In order to restrict access. You must register the S3 location with Lake Formation as a "resource". Then you grant `SELECT` permissions on that resource to the `RedshiftDataLakeUserRole`. 



### 9.1. Register the Data Lake bucket
------
**DO NOT RUN** this step until you have created the Glue tables above.

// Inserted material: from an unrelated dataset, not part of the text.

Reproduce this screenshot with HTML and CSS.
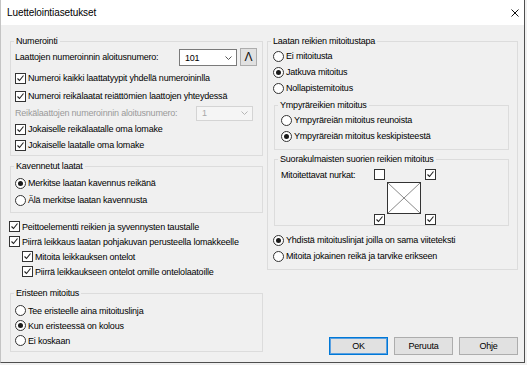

Once you register the resource you will need to either grant additional explicit permissions or de-register it to make further changes. 

In [None]:
%%bash
aws lakeformation register-resource \
    --resource-arn "arn:aws:s3:::ant404-datalake-86feeb76/" \
    --use-service-linked-role

### 9.2. Define the `DataLakePrincipalIdentifier` 
This is the authorized identity that accesses the data lake

In [None]:
principal='''{"DataLakePrincipalIdentifier":"arn:aws:iam::080945919444:role/RedshiftDataLakeUserRole"}'''
%set_env principal={principal}

### 9.3. Register `cloudtrail` and exclude 2 `credentials_` columns

In [None]:
%%bash
cloudtrail='{"TableWithColumns":{
    "DatabaseName":"lakeformation",
    "Name":"cloudtrail",
    "ColumnWildcard":{"ExcludedColumnNames":["credentials_access_key_id","credentials_session_token"]}}}'
aws lakeformation grant-permissions --principal "$principal" --resource "$cloudtrail" --permissions '["SELECT"]'

### 9.4. Register `useractivitylog` and exclude the `query` column

In [None]:
%%bash
useractivitylog='{"TableWithColumns":{
    "DatabaseName":"lakeformation",
    "Name":"useractivitylog",
    "ColumnWildcard":{"ExcludedColumnNames":["query"]}}}'
aws lakeformation grant-permissions --principal "$principal" --resource "$useractivitylog" --permissions '["SELECT"]'

### 9.5. Register `connectionlog` and exclude the `iamauthguid` column

In [None]:
%%bash
connectionlog='{"TableWithColumns":{
    "DatabaseName":"lakeformation",
    "Name":"connectionlog",
    "ColumnWildcard":{"ExcludedColumnNames":["iamauthguid"]}}}'
aws lakeformation grant-permissions --principal "$principal" --resource "$connectionlog" --permissions '["SELECT"]'

## 10. Connect to your Redshift cluster

You will use the `sqlalchemy` and `ipython-sql` Python libraries to manage the Redshift connection.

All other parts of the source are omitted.